Kemudian kepuasan terhadap pendidikan dan keterampilan sebesar 62,79, kepuasan terhadap pekerjaan/usaha/kegiatan utama sebesar 72,37, kepuasan terhadap pendapatan rumah tangga sebesar 66,76, kepuasan terhadap kesehatan sebesar 76,28, kepuasan terhadap rumah dan fasilitasnya sebesar 73,64.
Sayangnya, indikator perasaan sebagai dimensi paling rendah, terkait kekhawatiran masyarakat pada kehidupannya. Nilainya cukup rendah hanya 57,91.
Ukuran kebahagiaan dapat digunakan sebagai pelengkap indikator makro hasil pembangunan. Karena, meskipun secara objektif ada peningkatan kekayaan, aset, dengan segala kemewahan hidup, ternyata ada penduduk yang justru mengalami tekanan hidup. Bahkan ada yang bunuh diri.
Kasus tekanan mental, stres, bahkan bunuh diri kerap kali muncul di beranda berita. Bahkan, belum usai pemilu, rumah sakit jiwa telah bersiap diri menampung tim sukses dan calon legislatif yang ingin berkonsultasi.
Sementara, bagi warga pemicu tekanan mental tidak sedikit, mulai dari beban pekerjaan, kabar kematian orang terdekat, kekerasan, perang maupun kriminalitas, hingga soal kegagalan percintaan.

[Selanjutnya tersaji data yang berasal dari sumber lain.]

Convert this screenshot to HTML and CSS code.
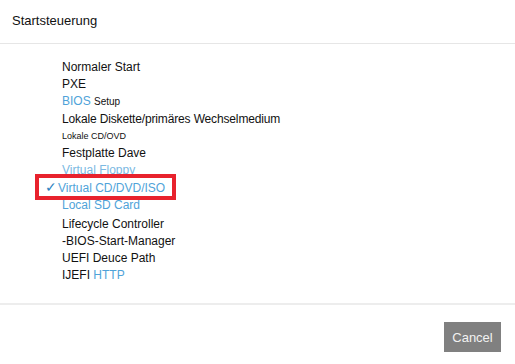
FILE: index.html
```html
<!DOCTYPE html>
<html lang="de">
  <head>
    <meta charset="UTF-8" />
    <meta name="viewport" content="width=device-width, initial-scale=1.0" />
    <title>Startsteuerung</title>
    <link rel="stylesheet" href="styles.css">
  </head>
  <body>
    <div class="dialog">
      <div class="header">Startsteuerung</div>
      <ul class="boot-list">
        <li>Normaler Start</li>
        <li>PXE</li>
        <li><span class="link">BIOS</span> <span class="small">Setup</span></li>
        <li class="wide">Lokale Diskette/primäres Wechselmedium</li>
        <li class="tiny">Lokale CD/OVD</li>
        <li>Festplatte Dave</li>
        <li class="link pale">Virtual Floppy</li>
        <li class="link selected"><span class="check">✓</span>Virtual CD/DVD/ISO</li>
        <li class="link">Local SD Card</li>
        <li class="gap">Lifecycle Controller</li>
        <li>-BIOS-Start-Manager</li>
        <li>UEFI Deuce Path</li>
        <li>IJEFI <span class="link">HTTP</span></li>
      </ul>
      <div class="footer">
        <button class="cancel">Cancel</button>
      </div>
    </div>
  </body>
</html>
```

FILE: styles.css
```css
body {
  margin: 0;
  font-family: "Liberation Sans", Arial, sans-serif;
  color: #111;
  background: #fff;
}

.dialog {
  width: 515px;
}

.header {
  height: 44px;
  line-height: 42px;
  padding-left: 12px;
  font-size: 13px;
  border-bottom: 1px solid #e6e6e6;
  box-sizing: border-box;
}

.boot-list {
  list-style: none;
  margin: 0;
  padding: 15px 0 19px 62px;
  font-size: 12px;
  line-height: 17px;
  border-bottom: 2px solid #ededed;
}

.wide {
  letter-spacing: -0.15px;
  margin-top: 1px;
}

.link {
  color: #4fa3d9;
}

.pale {
  color: #7bb9e2;
}

.small {
  font-size: 10px;
  color: #111;
}

.tiny {
  font-size: 9px;
}

.gap {
  margin-top: 2px;
}

.selected {
  position: relative;
  margin-left: -4px;
}

.selected::after {
  content: "";
  position: absolute;
  left: -23px;
  top: -5px;
  width: 141px;
  height: 26px;
  border: 4px solid #e8222d;
  box-sizing: border-box;
}

.check {
  display: inline-block;
  width: 13px;
  margin-left: -13px;
  font-size: 14px;
  color: #2c7fc0;
}

.footer {
  display: flex;
  justify-content: flex-end;
  padding: 17px 14px 13px 0;
}

.cancel {
  width: 57px;
  height: 30px;
  border: none;
  background-color: #808080;
  color: #f2f2f2;
  font-family: "Liberation Sans", Arial, sans-serif;
  font-size: 13px;
  padding: 0;
}
```
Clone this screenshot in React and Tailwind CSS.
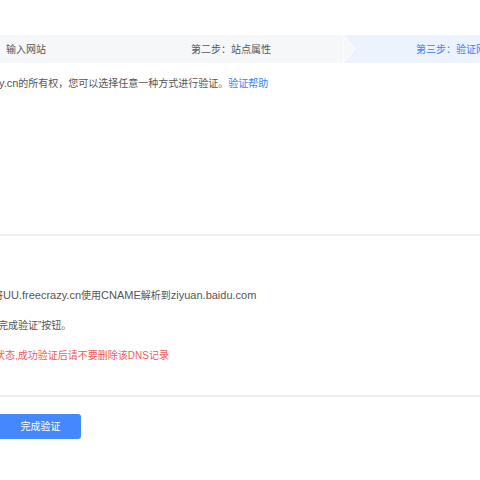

Sederhananya di lingkup terkecil, keharmonisan keluarga akan berubah menjadi tekanan jika terjadi perceraian. Tak sedikit orang stres karena gagal membangun keluarga. Bahkan, pemerintah memiliki data proses perceraian di pengadilan agama.
Sebagai gambaran dari hasil Sensus Penduduk 2020, data jumlah penduduk dengan status cerai hidup mencapai 2.735.590 penduduk. Bukan angka kecil untuk menghantui keharmonisan keluarga.